1 Corinthians 11:3-12

Apparently, in the church at Corinth were those who had taken the motto in 10:23, “all things are lawful for me,” as an excuse for the women to reject the principle of subordination to male leadership and also to throw off the symbol of their subordinate role, their head coverings. Paul argued that rather than elevating women, such behavior actually degrades them and dishonors their spiritual head. His concern wasn’t with the head coverings, per se, but with rebellion against the Lord, and he gave three arguments for why women should be subordinate to men in the local church: the divine order, the original creation, and the presence of angelic observers.

Paul describes the divine order when he says “the head of every man is Christ, the head of the woman is man, and the head of Christ is God.” Just as God the Father is the head of Christ, so Christ is the head of every man, and man is the head of the woman. In 1 Cor. 3:23 Paul had spoken of Christ’s subordination to the Father: And you are Christ’s, and Christ is God’s,” and he would speak of it again in the 15:28, when he said, “then the Son Himself will also be subject to Him who put all things under Him, that God may be all in all.” Clearly it is no dishonor for Christ to submit to the Father, rather it is part of the outworking of God’s plan for all of history that Christ will be made subject to the Father in all things.
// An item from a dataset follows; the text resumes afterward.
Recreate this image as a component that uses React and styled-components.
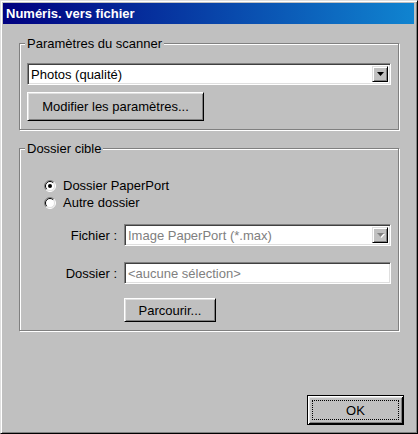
import React from "react";
import styled, { createGlobalStyle } from "styled-components";

const GlobalStyle = createGlobalStyle`
  html, body {
    margin: 0;
    padding: 0;
    background: #c0c0c0;
  }
  body {
    font-family: "Liberation Sans", Arial, sans-serif;
    font-size: 13px;
    color: #000;
  }
`;

const RadioIcon = ({ checked }) => (
  <svg width="12" height="12" viewBox="0 0 12 12">
    <circle cx="6" cy="6" r="5" fill="#fff" />
    <path d="M2.1 9.9 A5.5 5.5 0 0 1 9.9 2.1" stroke="#808080" fill="none" />
    <path d="M9.9 2.1 A5.5 5.5 0 0 1 2.1 9.9" stroke="#fff" fill="none" />
    <path d="M2.8 9.2 A4.5 4.5 0 0 1 9.2 2.8" stroke="#000" fill="none" />
    <path d="M9.2 2.8 A4.5 4.5 0 0 1 2.8 9.2" stroke="#dfdfdf" fill="none" />
    {checked && <circle cx="6" cy="6" r="2" fill="#000" />}
  </svg>
);

const Arrow = ({ disabled }) => (
  <svg width="7" height="4" viewBox="0 0 7 4" style={{ overflow: "visible" }}>
    {disabled && <path d="M1 1h7l-3.5 4z" fill="#fff" />}
    <path d="M0 0h7l-3.5 4z" fill={disabled ? "#808080" : "#000"} />
  </svg>
);

export default function App() {
  return (
    <>
      <GlobalStyle />
      <Window>
        <TitleBar>Numéris. vers fichier</TitleBar>
        <Body>
          <Group>
            <Legend>Paramètres du scanner</Legend>
            <Sunken>
              <FieldText>Photos (qualité)</FieldText>
              <DropButton>
                <Arrow />
              </DropButton>
            </Sunken>
            <Button $width={177} $height={29} $top={7}>
              Modifier les paramètres...
            </Button>
          </Group>

          <Group $gap={11} $pt={21}>
            <Legend>Dossier cible</Legend>
            <RadioList>
              <RadioRow>
                <RadioIcon checked />
                Dossier PaperPort
              </RadioRow>
              <RadioRow>
                <RadioIcon />
                Autre dossier
              </RadioRow>
            </RadioList>
            <FieldRow $top={13}>
              <FieldLabel>Fichier :</FieldLabel>
              <Sunken $grow>
                <FieldText $disabled>Image PaperPort (*.max)</FieldText>
                <DropButton>
                  <Arrow disabled />
                </DropButton>
              </Sunken>
            </FieldRow>
            <FieldRow $top={16}>
              <FieldLabel>Dossier :</FieldLabel>
              <Sunken $grow>
                <FieldText $disabled>&lt;aucune sélection&gt;</FieldText>
              </Sunken>
            </FieldRow>
            <FieldRow $top={14}>
              <FieldLabel />
              <Button $width={92} $height={24}>
                Parcourir...
              </Button>
            </FieldRow>
          </Group>
        </Body>
        <Footer>
          <DefaultButton>
            <FocusRect>OK</FocusRect>
          </DefaultButton>
        </Footer>
      </Window>
    </>
  );
}

const Window = styled.div`
  box-sizing: border-box;
  width: 418px;
  height: 434px;
  display: flex;
  flex-direction: column;
  background: #c0c0c0;
  border: 1px solid;
  border-color: #dfdfdf #000 #000 #dfdfdf;
  box-shadow: inset 1px 1px #fff, inset -1px -1px #808080;
  padding: 2px 3px 2px 2px;
`;

const TitleBar = styled.div`
  height: 21px;
  flex: none;
  display: flex;
  align-items: center;
  padding-left: 3px;
  background: linear-gradient(to right, #000080, #1084d0);
  color: #fff;
  font-weight: bold;
  font-size: 13px;
`;

const Body = styled.div`
  display: flex;
  flex-direction: column;
  padding: 12px 15px 0 16px;
`;

const Group = styled.fieldset`
  margin: ${(p) => p.$gap || 0}px 0 0;
  padding: ${(p) => p.$pt || 12}px 7px 8px 7px;
  border: 1px solid #808080;
  box-shadow: inset 1px 1px #fff, 1px 1px #fff;
  display: flex;
  flex-direction: column;
  align-items: flex-start;
  min-width: 0;
`;

const Legend = styled.legend`
  margin-left: -2px;
  padding: 0 2px;
  line-height: 15px;
  background: #c0c0c0;
`;

const Sunken = styled.div`
  box-sizing: border-box;
  align-self: stretch;
  ${(p) => p.$grow && "flex: 1;"}
  height: 22px;
  display: flex;
  align-items: center;
  background: #fff;
  border: 1px solid;
  border-color: #808080 #fff #fff #808080;
  box-shadow: inset 1px 1px #404040, inset -1px -1px #dfdfdf;
  padding: 2px 2px 2px 3px;
`;

const FieldText = styled.span`
  flex: 1;
  white-space: nowrap;
  overflow: hidden;
  color: ${(p) => (p.$disabled ? "#808080" : "#000")};
`;

const DropButton = styled.span`
  box-sizing: border-box;
  width: 16px;
  height: 16px;
  display: flex;
  align-items: center;
  justify-content: center;
  background: #c0c0c0;
  border: 1px solid;
  border-color: #dfdfdf #000 #000 #dfdfdf;
  box-shadow: inset 1px 1px #fff, inset -1px -1px #808080;
`;

const Button = styled.div`
  box-sizing: border-box;
  width: ${(p) => p.$width}px;
  height: ${(p) => p.$height}px;
  margin-top: ${(p) => p.$top || 0}px;
  display: flex;
  align-items: center;
  justify-content: center;
  background: #c0c0c0;
  border: 1px solid;
  border-color: #fff #000 #000 #fff;
  box-shadow: inset 1px 1px #dfdfdf, inset -1px -1px #808080;
`;

const RadioList = styled.div`
  display: flex;
  flex-direction: column;
  padding-left: 17px;
`;

const RadioRow = styled.label`
  height: 17px;
  display: flex;
  align-items: center;
  gap: 7px;
`;

const FieldRow = styled.div`
  align-self: stretch;
  margin-top: ${(p) => p.$top}px;
  display: flex;
  align-items: center;
  gap: 7px;
`;

const FieldLabel = styled.span`
  width: 90px;
  flex: none;
  text-align: right;
`;

const Footer = styled.div`
  margin-top: auto;
  display: flex;
  justify-content: flex-end;
  padding: 0 10px 6px 0;
`;

const DefaultButton = styled.div`
  box-sizing: border-box;
  width: 97px;
  height: 30px;
  padding: 4px;
  display: flex;
  background: #c0c0c0;
  border: 1px solid #000;
  box-shadow: inset 1px 1px #fff, inset -1px -1px #000, inset 2px 2px #dfdfdf,
    inset -2px -2px #808080;
`;

const FocusRect = styled.div`
  flex: 1;
  display: flex;
  align-items: center;
  justify-content: center;
  border: 1px dotted #000;
`;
In the same way, Paul argues, the woman is to be subject to man, not seeking to liberate herself from his authority but covering her head as an outward demonstration of her submission of heart to the divine order.

Next Paul points to the original creation in v.7-9 when he says that man is the “image and glory of God,” and that woman is “the glory of man.” While Paul does not directly mention marriage here, he is definitely alluding to the creation account where Moses wrote, “Then God said, ‘Let Us make man in Our image, according to Our likeness’” (Gen. 1:26). Man was made to display the image of God, not as an individual, but as a complementary pair–husband and wife, and as Solomon observed in Prov. 12:4, “An excellent wife is the crown of her husband.” So Paul declares that the woman was created to complement man and serve as his ally in fulfilling his role as God’s representative and ruler on earth. As David Lowery put it, “If a married woman abandoned this complementary role, she also abandoned her glory, and for Paul an uncovered woman’s head gave symbolic expression to that spirit.” There is no room for an insubordinate spirit either in the church or in the home.
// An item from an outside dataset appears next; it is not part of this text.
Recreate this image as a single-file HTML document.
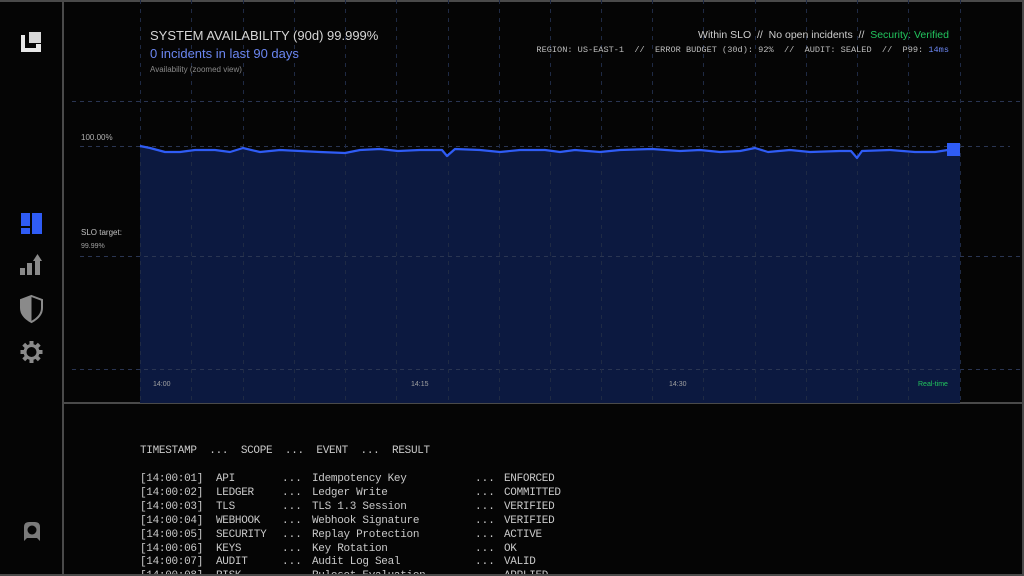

Finally, Paul says in v.10 that women should be subordinate to men in the church on account of the angels who observe how God’s wisdom is displayed through the church. Both the translation and meaning of this verse are highly debated and a wide array of solutions have been suggested throughout church history, none of which is without problems. While it is impossible to be dogmatic here, Paul seems to be saying that the church is supposed to display complete submission to God as a testimony to the angels (see Ephesians 3:9-10), and if the women are insubordinate they will mar that intended purpose for the church.
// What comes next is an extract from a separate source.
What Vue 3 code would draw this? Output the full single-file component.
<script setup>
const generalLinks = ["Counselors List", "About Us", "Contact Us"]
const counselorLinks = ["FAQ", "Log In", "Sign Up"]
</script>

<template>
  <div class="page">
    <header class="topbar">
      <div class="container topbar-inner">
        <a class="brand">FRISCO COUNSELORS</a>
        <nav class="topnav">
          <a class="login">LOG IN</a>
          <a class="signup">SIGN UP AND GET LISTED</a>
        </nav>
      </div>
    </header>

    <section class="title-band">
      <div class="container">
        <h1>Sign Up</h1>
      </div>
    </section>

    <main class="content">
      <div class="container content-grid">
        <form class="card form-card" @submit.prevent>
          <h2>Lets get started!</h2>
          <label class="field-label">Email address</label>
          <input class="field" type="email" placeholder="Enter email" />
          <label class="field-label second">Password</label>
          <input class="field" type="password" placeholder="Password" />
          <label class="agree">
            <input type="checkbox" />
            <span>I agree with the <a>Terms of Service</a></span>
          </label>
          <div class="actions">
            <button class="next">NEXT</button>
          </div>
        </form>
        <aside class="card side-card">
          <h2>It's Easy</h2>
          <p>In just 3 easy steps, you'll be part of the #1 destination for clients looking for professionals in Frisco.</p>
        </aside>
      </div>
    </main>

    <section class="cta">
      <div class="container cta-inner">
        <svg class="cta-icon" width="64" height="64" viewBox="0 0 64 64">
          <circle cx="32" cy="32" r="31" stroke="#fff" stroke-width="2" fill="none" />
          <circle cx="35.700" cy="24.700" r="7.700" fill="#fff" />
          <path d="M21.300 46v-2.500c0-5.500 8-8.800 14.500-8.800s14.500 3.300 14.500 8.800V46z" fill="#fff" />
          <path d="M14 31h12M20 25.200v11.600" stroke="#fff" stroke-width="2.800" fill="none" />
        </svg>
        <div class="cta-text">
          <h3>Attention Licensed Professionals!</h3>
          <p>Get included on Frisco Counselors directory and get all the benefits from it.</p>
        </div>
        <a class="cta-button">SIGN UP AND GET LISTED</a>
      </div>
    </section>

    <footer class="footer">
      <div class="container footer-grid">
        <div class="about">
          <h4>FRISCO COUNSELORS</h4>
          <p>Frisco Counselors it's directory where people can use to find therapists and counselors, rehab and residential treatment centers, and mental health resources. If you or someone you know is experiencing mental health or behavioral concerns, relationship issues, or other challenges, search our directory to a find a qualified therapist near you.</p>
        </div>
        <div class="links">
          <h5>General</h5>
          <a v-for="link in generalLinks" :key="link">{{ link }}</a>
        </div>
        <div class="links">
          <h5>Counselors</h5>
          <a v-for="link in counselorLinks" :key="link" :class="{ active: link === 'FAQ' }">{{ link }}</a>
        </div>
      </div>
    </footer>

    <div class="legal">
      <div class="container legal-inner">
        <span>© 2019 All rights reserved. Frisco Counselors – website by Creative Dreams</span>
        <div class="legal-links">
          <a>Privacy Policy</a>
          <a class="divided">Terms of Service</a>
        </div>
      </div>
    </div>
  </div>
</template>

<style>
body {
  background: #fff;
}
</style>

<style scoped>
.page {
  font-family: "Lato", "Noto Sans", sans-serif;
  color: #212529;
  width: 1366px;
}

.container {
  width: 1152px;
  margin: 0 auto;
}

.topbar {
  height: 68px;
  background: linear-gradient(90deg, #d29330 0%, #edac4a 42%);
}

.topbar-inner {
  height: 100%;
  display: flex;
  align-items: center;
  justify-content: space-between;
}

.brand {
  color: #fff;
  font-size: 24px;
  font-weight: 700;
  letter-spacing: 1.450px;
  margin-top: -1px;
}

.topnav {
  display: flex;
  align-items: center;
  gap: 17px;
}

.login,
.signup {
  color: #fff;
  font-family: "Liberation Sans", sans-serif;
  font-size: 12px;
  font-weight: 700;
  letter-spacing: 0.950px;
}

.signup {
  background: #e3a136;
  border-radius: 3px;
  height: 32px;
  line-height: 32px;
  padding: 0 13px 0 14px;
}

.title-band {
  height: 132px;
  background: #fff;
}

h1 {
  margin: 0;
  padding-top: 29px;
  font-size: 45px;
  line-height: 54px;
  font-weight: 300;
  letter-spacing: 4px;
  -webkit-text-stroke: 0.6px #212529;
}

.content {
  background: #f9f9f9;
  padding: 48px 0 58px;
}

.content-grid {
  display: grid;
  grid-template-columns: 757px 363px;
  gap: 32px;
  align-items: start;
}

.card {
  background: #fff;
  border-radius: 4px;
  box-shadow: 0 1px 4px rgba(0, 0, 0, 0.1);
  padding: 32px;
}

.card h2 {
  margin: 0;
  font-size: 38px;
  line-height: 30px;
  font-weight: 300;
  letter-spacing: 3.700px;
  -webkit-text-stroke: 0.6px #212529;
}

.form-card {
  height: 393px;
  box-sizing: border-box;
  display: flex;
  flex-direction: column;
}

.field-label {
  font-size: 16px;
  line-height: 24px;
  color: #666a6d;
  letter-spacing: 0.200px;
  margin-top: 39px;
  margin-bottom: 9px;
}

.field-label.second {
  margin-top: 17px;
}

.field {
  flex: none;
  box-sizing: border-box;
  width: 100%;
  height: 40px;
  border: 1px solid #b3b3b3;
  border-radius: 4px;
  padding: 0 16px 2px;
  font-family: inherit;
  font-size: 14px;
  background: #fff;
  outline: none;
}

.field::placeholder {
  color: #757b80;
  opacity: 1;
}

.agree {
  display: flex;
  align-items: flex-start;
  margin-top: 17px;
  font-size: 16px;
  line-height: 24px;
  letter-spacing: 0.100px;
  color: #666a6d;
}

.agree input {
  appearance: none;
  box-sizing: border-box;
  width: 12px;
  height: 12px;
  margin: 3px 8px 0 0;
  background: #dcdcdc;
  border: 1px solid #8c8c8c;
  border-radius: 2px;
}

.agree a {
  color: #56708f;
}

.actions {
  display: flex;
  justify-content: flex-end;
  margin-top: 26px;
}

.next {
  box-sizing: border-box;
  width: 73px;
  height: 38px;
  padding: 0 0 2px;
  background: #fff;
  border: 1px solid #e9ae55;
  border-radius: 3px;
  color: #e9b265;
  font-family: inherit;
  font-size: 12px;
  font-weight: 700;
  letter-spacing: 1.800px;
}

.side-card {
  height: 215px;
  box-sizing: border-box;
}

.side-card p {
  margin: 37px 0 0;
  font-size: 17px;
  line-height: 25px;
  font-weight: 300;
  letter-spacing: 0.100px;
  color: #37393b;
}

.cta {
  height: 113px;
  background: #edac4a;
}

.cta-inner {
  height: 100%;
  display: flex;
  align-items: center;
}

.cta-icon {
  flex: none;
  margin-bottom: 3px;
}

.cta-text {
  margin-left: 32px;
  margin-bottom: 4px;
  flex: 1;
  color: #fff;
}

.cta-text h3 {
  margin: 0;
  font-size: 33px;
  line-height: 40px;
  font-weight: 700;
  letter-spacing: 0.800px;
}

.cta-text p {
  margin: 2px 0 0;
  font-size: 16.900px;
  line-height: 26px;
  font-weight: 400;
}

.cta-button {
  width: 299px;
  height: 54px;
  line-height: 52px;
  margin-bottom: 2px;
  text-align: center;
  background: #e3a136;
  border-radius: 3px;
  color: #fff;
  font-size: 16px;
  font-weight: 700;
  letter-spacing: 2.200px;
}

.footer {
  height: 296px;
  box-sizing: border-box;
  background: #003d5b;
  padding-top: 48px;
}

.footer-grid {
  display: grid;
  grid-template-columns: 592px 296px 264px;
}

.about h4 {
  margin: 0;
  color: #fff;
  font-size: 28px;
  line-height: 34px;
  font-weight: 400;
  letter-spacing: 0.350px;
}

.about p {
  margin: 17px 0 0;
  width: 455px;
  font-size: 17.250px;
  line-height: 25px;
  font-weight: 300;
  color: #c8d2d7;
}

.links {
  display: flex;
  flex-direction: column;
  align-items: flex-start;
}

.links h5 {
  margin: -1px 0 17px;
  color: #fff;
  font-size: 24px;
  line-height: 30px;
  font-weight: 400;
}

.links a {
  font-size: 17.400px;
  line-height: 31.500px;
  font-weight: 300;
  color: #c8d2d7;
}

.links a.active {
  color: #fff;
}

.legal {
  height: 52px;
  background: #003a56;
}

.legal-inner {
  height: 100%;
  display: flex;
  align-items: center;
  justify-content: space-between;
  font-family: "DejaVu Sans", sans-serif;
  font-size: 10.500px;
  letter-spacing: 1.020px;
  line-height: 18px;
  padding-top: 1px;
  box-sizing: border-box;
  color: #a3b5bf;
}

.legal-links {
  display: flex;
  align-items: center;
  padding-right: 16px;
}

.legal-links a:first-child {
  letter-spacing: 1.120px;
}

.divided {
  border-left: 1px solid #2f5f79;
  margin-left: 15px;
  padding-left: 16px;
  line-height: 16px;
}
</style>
This teaching on the subordinate role of women in the church is certainly open to abuse, so Paul concludes by reminding us that men and women do not exist independently of each other. The woman owes her existence to man, since God made Eve out of Adam’s side; the man owes his existence to woman, since every man is born from a woman’s womb. The principle of subordination does not mean that women are inferior to men, but rather, that men and women are equal before God and find their source in him. And so Paul returns to his original argument, that God is the head over everything; our concern should be for his glory and to follow the order established in creation and displayed in the Godhead. If we learn to appreciate this truth, we will avoid our tendency as men to abuse our headship and as women to resent it and seek liberation from it.